An important part of a Charleston travel guide is… how to get there! If you’d like to take the train to Charleston, the Amtrak station is just around 10 miles away from the downtown area. And if you’re flying in, Charleston International Airport is a little over 10 miles from the city center, and from there you can take a shuttle, taxi, or bus to get into town.
If you’re driving to Charleston, Interstate 26 comes in from the west and partly runs along Charleston Peninsula. And Highway 17 runs across it.
Charleston’s historic district is pretty walkable. There are walking tours, carriage tours, & tour buses also to show you around. The trolley lines will also take you to the historical sites. You could even hail a bike taxi or call for one.
To explore further out to the plantations and the beaches around Charleston, you might need to rent a car or take a taxi.
Best time to visit
Charleston gets most of its family visitors in the summer months. So June, July, & August aren’t the ideal months to go if you’d like to avoid the crowds & expensive lodging.

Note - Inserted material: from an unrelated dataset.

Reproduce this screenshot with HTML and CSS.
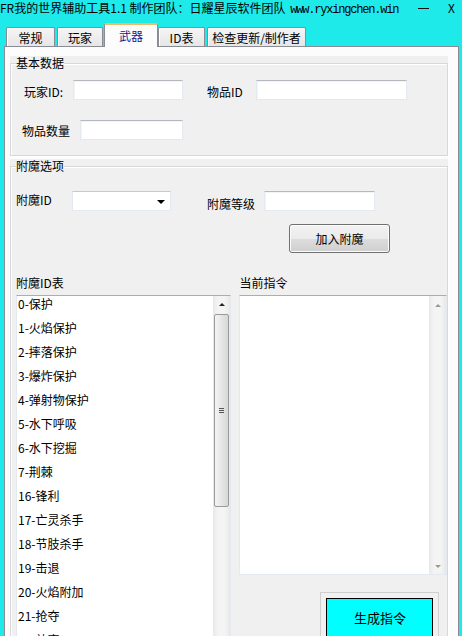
FILE: index.html
```html
<!DOCTYPE html>
<html lang="zh-CN">
<head>
  <meta charset="UTF-8">
  <title>FR我的世界辅助工具1.1</title>
  <link rel="stylesheet" href="styles.css">
</head>
<body>
  <!-- Window title -->
  <div class="titlebar">
    <span class="title">FR我的世界辅助工具1.1 制作团队：日耀星辰软件团队 <span class="url">www.ryxingchen.win</span></span>
    <span class="ctrl min" title="最小化"><span class="min-bar"></span></span>
    <span class="ctrl close">X</span>
  </div>

  <!-- Tab strip -->
  <div class="tabs">
    <div class="tab tab-general">常规</div>
    <div class="tab tab-player">玩家</div>
    <div class="tab tab-weapon active">武器</div>
    <div class="tab tab-ids">ID表</div>
    <div class="tab tab-update">检查更新/制作者</div>
  </div>

  <div class="panel">
    <!-- Basic data -->
    <div class="group">
      <div class="legend">基本数据</div>
      <div class="box basic-box">
        <div class="row">
          <label class="lbl lbl-player">玩家ID:</label>
          <input type="text" class="field f-player">
          <label class="lbl lbl-item">物品ID</label>
          <input type="text" class="field f-item">
        </div>
        <div class="row row-count">
          <label class="lbl lbl-count">物品数量</label>
          <input type="text" class="field f-count">
        </div>
      </div>
    </div>

    <!-- Enchant options -->
    <div class="group group-enchant">
      <div class="legend">附魔选项</div>
      <div class="box enchant-box">
        <div class="row row-enchant">
          <label class="lbl lbl-ench">附魔ID</label>
          <div class="combo"><span class="combo-arrow"></span></div>
          <label class="lbl lbl-level">附魔等级</label>
          <input type="text" class="field f-level">
        </div>
        <div class="row row-add">
          <button class="btn-add">加入附魔</button>
        </div>

        <div class="lists">
          <div class="col col-left">
            <div class="col-title">附魔ID表</div>
            <div class="listbox">
              <ul class="items">
                <li>0-保护</li>
                <li>1-火焰保护</li>
                <li>2-摔落保护</li>
                <li>3-爆炸保护</li>
                <li>4-弹射物保护</li>
                <li>5-水下呼吸</li>
                <li>6-水下挖掘</li>
                <li>7-荆棘</li>
                <li>16-锋利</li>
                <li>17-亡灵杀手</li>
                <li>18-节肢杀手</li>
                <li>19-击退</li>
                <li>20-火焰附加</li>
                <li>21-抢夺</li>
                <li>32-效率</li>
              </ul>
              <div class="vscroll">
                <span class="arrow up"></span>
                <div class="thumb"><span class="grip"></span></div>
              </div>
            </div>
          </div>

          <div class="col col-right">
            <div class="col-title">当前指令</div>
            <div class="memo">
              <div class="memo-text"></div>
              <div class="vscroll disabled">
                <span class="arrow up"></span>
                <span class="arrow down"></span>
              </div>
            </div>
            <button class="btn-gen">生成指令</button>
          </div>
        </div>
      </div>
    </div>
  </div>
</body>
</html>
```

FILE: styles.css
```css
* {
  box-sizing: border-box;
}
body {
  margin: 0;
  width: 462px;
  height: 636px;
  overflow: hidden;
  background-color: #1eeaea;
  font-family: "Noto Sans CJK SC", "Noto Sans", sans-serif;
  font-size: 12px;
  color: #000;
}

/* Title bar */
.titlebar {
  display: flex;
  height: 23px;
  line-height: 16px;
  padding-right: 8px;
}
.title {
  flex: 1;
  min-width: 0;
  overflow: hidden;
  white-space: nowrap;
}
/* 12px mono squeezed to 6px per char, like the original bitmap font */
.url {
  font-family: "Liberation Mono", monospace;
  font-size: 12px;
  letter-spacing: -1.2px;
  margin-left: 2px;
}
.ctrl {
  flex: none;
  width: 12px;
  text-align: center;
}
.ctrl.min {
  margin-right: 18px;
  padding-top: 8px;
}
.min-bar {
  display: block;
  width: 11px;
  height: 1px;
  background: #111;
}
.ctrl.close {
  width: 6px;
}

/* Tabs */
.tabs {
  display: flex;
  align-items: flex-end;
  height: 23px;
  padding-left: 6px;
}
.tab {
  height: 19px;
  margin-right: 2px;
  border: 1px solid #898c95;
  border-bottom: none;
  border-radius: 2px 2px 0 0;
  background: linear-gradient(#f5f5f5, #e6e6e6);
  box-shadow: inset 1px 1px #fff;
  text-align: center;
  line-height: 18px;
  padding-top: 1px;
}
.tab-general { width: 49px; }
.tab-player  { width: 46px; }
.tab-ids     { width: 47px; }
.tab-update  { width: 99px; }
.tab.active {
  position: relative;
  z-index: 1;
  width: 54px;
  height: 24px;
  margin: 0 0 -1px -1px;
  background: #fcfcfc;
  border-top: 2px solid #f2bb63;
  color: #16168a;
  box-shadow: none;
  line-height: 20px;
}

/* Tab page */
.panel {
  margin-left: 4px;
  width: 455px;
  height: 700px;
  border: 1px solid #898c95;
  background: #fcfcfc;
  padding: 9px 10px 0 5px;
}

/* Group boxes */
.group {
  background: #f0f0f0;
}
.group-enchant {
  margin-top: 3px;
}
.legend {
  display: table;
  position: relative;
  z-index: 1;
  margin-left: 6px;
  background: #f0f0f0;
  line-height: 14px;
}
.box {
  margin-top: -7px;
  border: 1px solid #d5d9dc;
  box-shadow: inset 1px 1px #fff, 1px 1px #fff;
}
.basic-box {
  padding: 16px 0 15px 0;
}
.enchant-box {
  padding: 24px 0 0 0;
  height: 520px;
  border-bottom: none;
}

.row {
  display: flex;
  align-items: center;
  height: 20px;
}
.row-count {
  margin-top: 20px;
}
.lbl {
  line-height: 14px;
  white-space: nowrap;
}
.lbl-player { width: 62px; padding-left: 13px; margin-top: 4px; }
.lbl-item   { width: 49px; margin-left: 24px; margin-top: 3px; }
.lbl-count  { width: 69px; padding-left: 11px; margin-top: 2px; }
.lbl-ench   { width: 61px; padding-left: 5px; margin-top: -3px; }
.lbl-level  { width: 57px; margin-left: 36px; margin-top: 6px; }

.field {
  height: 20px;
  margin: 0;
  border: 1px solid #e3e9ef;
  border-top-color: #b5b9bf;
  background: #fff;
  box-shadow: inset 1px 1px #f4f4f4;
  font: inherit;
}
.f-player { width: 110px; }
.f-item   { width: 151px; }
.f-count  { width: 103px; }
.f-level  { width: 111px; }

.combo {
  width: 99px;
  height: 20px;
  border: 1px solid #e3e9ef;
  border-top-color: #c5c9cf;
  background: #fff;
  display: flex;
  justify-content: flex-end;
  align-items: center;
  padding-right: 5px;
}
.combo-arrow {
  width: 0;
  height: 0;
  border-left: 4px solid transparent;
  border-right: 4px solid transparent;
  border-top: 4px solid #000;
  margin-top: 1px;
}

.row-add {
  margin-top: 13px;
  height: 29px;
}
.btn-add {
  margin-left: 278px;
  width: 101px;
  height: 29px;
  border: 1px solid #707070;
  border-radius: 3px;
  background: linear-gradient(#f2f2f2 0%, #ebebeb 50%, #dddddd 51%, #cfcfcf 100%);
  box-shadow: inset 0 0 0 1px #fcfcfc;
  font: inherit;
  color: #000;
  padding: 0;
}

/* Lists */
.lists {
  display: flex;
  margin-top: 23px;
  padding-left: 5px;
}
.col-title {
  line-height: 14px;
  height: 19px;
}
.col-left {
  width: 216px;
}
.col-right {
  width: 208px;
  margin-left: 8px;
}
.listbox {
  display: flex;
  height: 360px;
  border: 1px solid #e3e9ef;
  border-top-color: #abadb3;
  background: #fff;
}
.items {
  flex: 1;
  margin: 0;
  padding: 0 0 0 1px;
  list-style: none;
}
.items li {
  height: 24px;
  line-height: 14px;
  padding-top: 1px;
}

.vscroll {
  width: 17px;
  background: linear-gradient(90deg, #e8e8e8, #f4f4f4 30%, #f4f4f4 70%, #e8e8e8);
  display: flex;
  flex-direction: column;
  align-items: center;
  padding-top: 7px;
}
.arrow {
  width: 0;
  height: 0;
  border-left: 3px solid transparent;
  border-right: 3px solid transparent;
}
.arrow.up {
  border-bottom: 3px solid #222;
}
.arrow.down {
  border-top: 3px solid #999;
  margin-top: auto;
  margin-bottom: 6px;
}
.vscroll.disabled .arrow.up {
  border-bottom-color: #999;
}
.thumb {
  margin-top: 8px;
  width: 15px;
  height: 193px;
  border: 1px solid #9a9a9a;
  border-radius: 2px;
  background: linear-gradient(90deg, #f4f4f4, #e6e6e6 50%, #d6d6d6);
  display: flex;
  align-items: center;
  justify-content: center;
}
.grip {
  width: 5px;
  height: 5px;
  border-top: 1px solid #555;
  border-bottom: 1px solid #555;
}
.grip::after {
  content: "";
  display: block;
  margin-top: 1px;
  height: 1px;
  background: #555;
}

.memo {
  display: flex;
  height: 280px;
  border: 1px solid #e3e9ef;
  border-top-color: #abadb3;
  background: #fff;
}
.memo-text {
  flex: 1;
}
.memo .vscroll {
  padding-top: 8px;
}

.btn-gen {
  display: block;
  margin: 23px 0 0 87px;
  width: 107px;
  height: 40px;
  border: 1px solid #000;
  background: #00ffff;
  outline: 1px solid #cfcfcf;
  outline-offset: 5px;
  font: inherit;
  font-size: 13px;
  color: #000;
  padding: 0 0 2px 0;
}
```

If you don’t have to vacation in the summer when school is out, the best time to go to Charleston is from March to May, or from September to November. Around these periods room rates are more reasonable and the weather is much more pleasant.
Go in spring to see Charleston with its Magnolias in full bloom. Go around the last week of September to attend the MOJA arts festival. And go in January to take part in the Low Country Oyster Festival. If you’re interested in architecture, there’s the Fall Tours of Homes and Gardens in September & October.
Despite being a Charleston travel guide, there are so many destinations nearby that I think you’d love that I had to share! Less than 20 miles out of Charleston is the quite well-known Cypress Gardens, with its swamps of Bald Cypresses, trails & some local wildlife. Other places you might want to consider seeing along with Charleston are Columbia (100+ miles to the west), Myrtle Beach (around 100 miles up the coast), & Hilton Head (around 100 miles down the coast).
Savannah, GA across the border in the south is just another 30 miles from Hilton Head, and a bit over 100 miles from Charleston.